Prove that different functions in $L^1_{\operatorname{loc}}(\Omega)$ define different distributions in $\mathcal D’(\Omega)$

Question

Let $\Omega \subset R^n$ be an open set, for $u\in L_{\rm loc}^1(\Omega)$, the mapping $\varphi\in\mathcal{D}(\Omega)\mapsto\int_\Omega u(x)\varphi(x)\mathrm{d}x$ defines a distribution.

Let $\mathcal{D}'(\Omega)$ be the set of all the distributions defined on $\mathcal{D}(\Omega)$, I want to show that $\mathcal{l}:L_{\rm loc}^1(\Omega)\rightarrow \mathcal{D}'(\Omega)$ is injective.

Here is a proof I have read recently:

We shall only prove $\mathcal{l}^{-1}(0)=\{0\}$. Since $\mathcal{D}(\Omega)$ is dense in $L^1(\Omega)$, if $\int_\Omega u(x)\varphi(x)\mathrm{d}x=0, \forall\varphi\in\mathcal{D}(\Omega)$, then we must have $u\in [L^1(\Omega)]'\sim L^\infty(\Omega)$ (???). It follows that $u=0$ in $L^\infty(\Omega)$, i.e. $u\stackrel{a.e}{=}0$.

Please help by explaining how is (???) obtained, in other words, how can I tell that $\varphi \mapsto\int_\Omega u(x)\varphi(x)\mathrm{d}x$ is a $\textbf{bounded}$ linear functional on $L^1(\Omega)$.

(I have learned another proof, which is rigorous, but way more complicated than this one. I suspect there may be mistakes in the proof above.)

Answer 1

The proof you wrote is intuitive, but it is simply a mess from a formal point of view. The fact that $\mathcal D(\Omega)$ is dense in $L^1$ implies that the above functional $$ T:\mathcal D(\Omega)\to \mathbb R $$ $$ \varphi\mapsto \int \varphi u $$ uniquely extends on a bounded linear functional $\overline T$ in $(L^1(\Omega))’$,

$$ \overline T:L^1(\Omega)\to \mathbb R $$

(extension is possible because bounded linear functions are uniformly continuous, check this link. Alternatively, use Hahn Banach to extend the linear functional on all $L^1$ functions and the density of test functions to show the extension is unique).

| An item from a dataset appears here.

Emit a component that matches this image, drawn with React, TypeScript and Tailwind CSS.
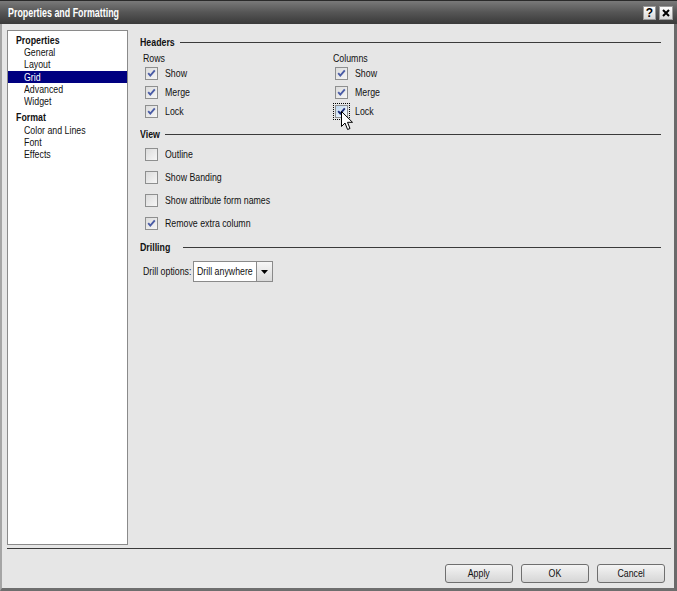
import React from "react";

const FONT = "font-['Liberation_Sans',Arial,sans-serif]";

function T({ children, c = "" }: { children: React.ReactNode; c?: string }) {
  return (
    <span className={"inline-block origin-left scale-x-[0.8] whitespace-nowrap leading-none " + c}>
      {children}
    </span>
  );
}

function Check({ checked, hover }: { checked?: boolean; hover?: boolean }) {
  return (
    <div
      className={
        "w-[13px] h-[13px] border border-[#8e8f8f] flex items-center justify-center shrink-0 " +
        (hover
          ? "bg-gradient-to-br from-[#bcd6ef] to-[#ffffff]"
          : "bg-gradient-to-br from-[#dcdcdc] to-[#f6f6f6]")
      }
    >
      {checked && (
        <svg width="11" height="11" viewBox="0 0 11 11">
          <path
            d="M2.2 5.2 L4.3 7.6 L8.8 2.4"
            fill="none"
            stroke={hover ? "#1c2a78" : "#4a5ca6"}
            strokeWidth="1.9"
          />
        </svg>
      )}
    </div>
  );
}

function Row({ label, checked, hover, h }: { label: string; checked?: boolean; hover?: boolean; h: string }) {
  return (
    <div className={"flex items-center " + h}>
      <div className="relative ml-[2px]">
        {hover && (
          <div className="absolute -left-[2px] -top-[2px] w-[17px] h-[17px] border border-dotted border-black" />
        )}
        <Check checked={checked} hover={hover} />
      </div>
      <span className="ml-[7px] text-[11px] text-[#111]">
        <T>{label}</T>
      </span>
    </div>
  );
}

function Section({ title, w }: { title: string; w: string }) {
  return (
    <div className="flex items-center h-[12px]">
      <div className={"text-[11px] font-bold text-[#111] overflow-visible " + w}>
        <T>{title}</T>
      </div>
      <div className="flex-1 h-px bg-[#3a3a3a] ml-[4px]" />
    </div>
  );
}

function Btn({ label }: { label: string }) {
  return (
    <div className="w-[68px] h-[19px] border border-[#6f6f6f] rounded-[3px] bg-gradient-to-b from-[#f4f4f4] to-[#d6d6d6] flex items-center justify-center text-[11px] text-[#111]">
      <span className="inline-block origin-center scale-x-[0.8] whitespace-nowrap leading-none">{label}</span>
    </div>
  );
}

export default function App() {
  const nav = (t: string, sel?: boolean) => (
    <div
      className={
        "h-[12.3px] flex items-center pl-[16px] text-[11px] " +
        (sel ? "bg-[#000080] text-white" : "text-[#111]")
      }
    >
      <T>{t}</T>
    </div>
  );
  return (
    <div className={"w-[677px] h-[591px] flex flex-col relative " + FONT}>
      {/* title bar */}
      <div className="h-[24px] shrink-0 border-t border-[#2a2a2a] bg-gradient-to-b from-[#7a7a7a] via-[#555555] to-[#3a3a3a] flex items-center pl-[8px] pr-[4px]">
        <span className="inline-block origin-left scale-x-[0.74] whitespace-nowrap text-white text-[12px] font-bold leading-none">
          Properties and Formatting
        </span>
        <div className="flex-1" />
        <div className="w-[13px] h-[14px] bg-gradient-to-b from-[#ffffff] to-[#d8d8d8] border border-[#9a9a9a] flex items-center justify-center text-[12px] font-black text-black leading-none">
          ?
        </div>
        <div className="w-[14px] h-[14px] ml-[3px] bg-gradient-to-b from-[#ffffff] to-[#d8d8d8] border border-[#9a9a9a] flex items-center justify-center">
          <svg width="8" height="8" viewBox="0 0 8 8">
            <path d="M1 1 L7 7 M7 1 L1 7" stroke="#000" strokeWidth="2" />
          </svg>
        </div>
      </div>
      {/* body */}
      <div className="flex-1 flex flex-col bg-[#e6e6e6] border-l-2 border-l-[#a5a5a5] border-r-[3px] border-r-[#6a6a6a] border-b-[3px] border-b-[#6e6e6e]">
        <div className="h-[524px] flex pl-[5px] pr-[13px]">
          {/* nav */}
          <div className="w-[121px] h-[515px] mt-[6px] bg-white border border-[#8a8a8a] pt-[3px]">
            <div className="h-[12.3px] flex items-center pl-[8px] text-[11px] font-bold text-[#111]">
              <T>Properties</T>
            </div>
            {nav("General")}
            {nav("Layout")}
            {nav("Grid", true)}
            {nav("Advanced")}
            {nav("Widget")}
            <div className="h-[12.3px] mt-[4px] flex items-center pl-[8px] text-[11px] font-bold text-[#111]">
              <T>Format</T>
            </div>
            {nav("Color and Lines")}
            {nav("Font")}
            {nav("Effects")}
          </div>
          {/* content */}
          <div className="flex-1 ml-[12px] pt-[12px]">
            <Section title="Headers" w="w-[36px]" />
            <div className="flex mt-[4px] pl-[3px]">
              <div className="w-[190px]">
                <div className="h-[12px] flex items-center text-[11px] text-[#111]">
                  <T>Rows</T>
                </div>
                <Row label="Show" checked h="h-[19px]" />
                <Row label="Merge" checked h="h-[19px]" />
                <Row label="Lock" checked h="h-[19px]" />
              </div>
              <div className="relative">
                <div className="h-[12px] flex items-center text-[11px] text-[#111]">
                  <T>Columns</T>
                </div>
                <Row label="Show" checked h="h-[19px]" />
                <Row label="Merge" checked h="h-[19px]" />
                <Row label="Lock" checked hover h="h-[19px]" />
                <svg
                  className="absolute left-[8px] top-[59px]"
                  width="13"
                  height="20"
                  viewBox="0 0 13 20"
                >
                  <path
                    d="M0.5 0.5 L0.5 15.5 L4 12 L6.6 18.5 L9 17.5 L6.5 11.3 L11.5 11.3 Z"
                    fill="#fff"
                    stroke="#000"
                    strokeWidth="1"
                  />
                </svg>
              </div>
            </div>
            <div className="mt-[7px]">
              <Section title="View" w="w-[21px]" />
            </div>
            <div className="mt-[3px] pl-[3px]">
              <Row label="Outline" h="h-[23px]" />
              <Row label="Show Banding" h="h-[23px]" />
              <Row label="Show attribute form names" h="h-[23px]" />
              <Row label="Remove extra column" checked h="h-[23px]" />
            </div>
            <div className="mt-[6px]">
              <Section title="Drilling" w="w-[39px]" />
            </div>
            <div className="mt-[8px] pl-[3px] flex items-center h-[21px]">
              <div className="w-[50px] text-[11px] text-[#111]">
                <T>Drill options:</T>
              </div>
              <div className="flex h-[21px] border border-[#8a8a8a] bg-white">
                <div className="w-[62px] flex items-center pl-[3px] text-[11px] text-[#111]">
                  <T>Drill anywhere</T>
                </div>
                <div className="w-[16px] border-l border-[#8a8a8a] bg-gradient-to-b from-[#f6f6f6] to-[#dadada] flex items-center justify-center">
                  <svg width="7" height="4" viewBox="0 0 7 4">
                    <path d="M0 0 L7 0 L3.5 4 Z" fill="#000" />
                  </svg>
                </div>
              </div>
            </div>
          </div>
        </div>
        <div className="h-px bg-[#3a3a3a] ml-[5px] mr-[3px]" />
        <div className="flex-1 flex justify-end items-start pt-[15px] pr-[9px] gap-[8px]">
          <Btn label="Apply" />
          <Btn label="OK" />
          <Btn label="Cancel" />
        </div>
      </div>
    </div>
  );
}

Since $(L^1)’$ is identified with $L^\infty$, you know that there exists a unique function $\overline u\in L^\infty$ such that

$$ \overline T:\varphi\mapsto \int \varphi \overline u $$

(actually, in this case $\overline u=0$). The problem is, you do not know a priori that $u=\overline u$ a.e.. To show this, you should consider $w:=u-\overline u$ and prove that $w\equiv 0$ from the fact that $\int \varphi w=0$ for $\varphi\in \mathcal D(\Omega)$ which is just the original problem, so you can see the above proof is not solid, or at least not complete.

One way to conclude from there, actually, would be to show that $u$ is in $L^\infty$ (since we said that the function $\overline u$ is unique in $L^\infty$, and if $u\in L^\infty$, the integral $\int \varphi u$ is well-defined for any $\varphi\in L^1$). To show that $u$ is in $L^\infty$, you need to use the property stating that for a general $u\in L^1_{loc}$, $$ \|u\|_{L^\infty}=\sup_{0\neq\phi\in A}\frac{|\int \phi u|}{\|\phi\|_{L^1}} \qquad (1)$$ whenever the norm on the left hand side is finite or infinite, and where $A$ is any vector space which is dense in $L^1$ (in our case, $A=\mathcal D(\Omega)$). If you take this property for granted, then you would be able to say that $u\in L^\infty$ and that in fact $\overline T$ is defined as $$ \overline T:\varphi\mapsto \int \varphi u. $$ But if you rely on $(1)$, all the previous part of the proof is pointless, you don’t really need to rely on anything else, since from $(1)$ you obtain that $\|u\|_{L^\infty}=0$, that is, $u\equiv 0$ a.e..

I remark that, even if you manage to make the above proof complete, you still miss the crucial part of the proof and hide the true uniqueness part in previously known results (how do you know that $\overline u$ in the definition of $\overline T$ is unique in the first place if you don’t rely on the duality between $L^1$ and $L^\infty$??).

This proof simply relies too much on the abstract functional-analytic tools, without wanting to dig deeper in the details of measure theory. This is how an experienced mathematician would think, because he is sure he can fill the remaining details when needed, but it is not a proof I would teach to a student. It simply takes too much effort to make the proof rigorous, and in my opinion one should look for a proof that relies on more elementaly tools, even though it might look longer. This is probably not what you wanted to hear, but I hope the answer helps you understanding this “proof”.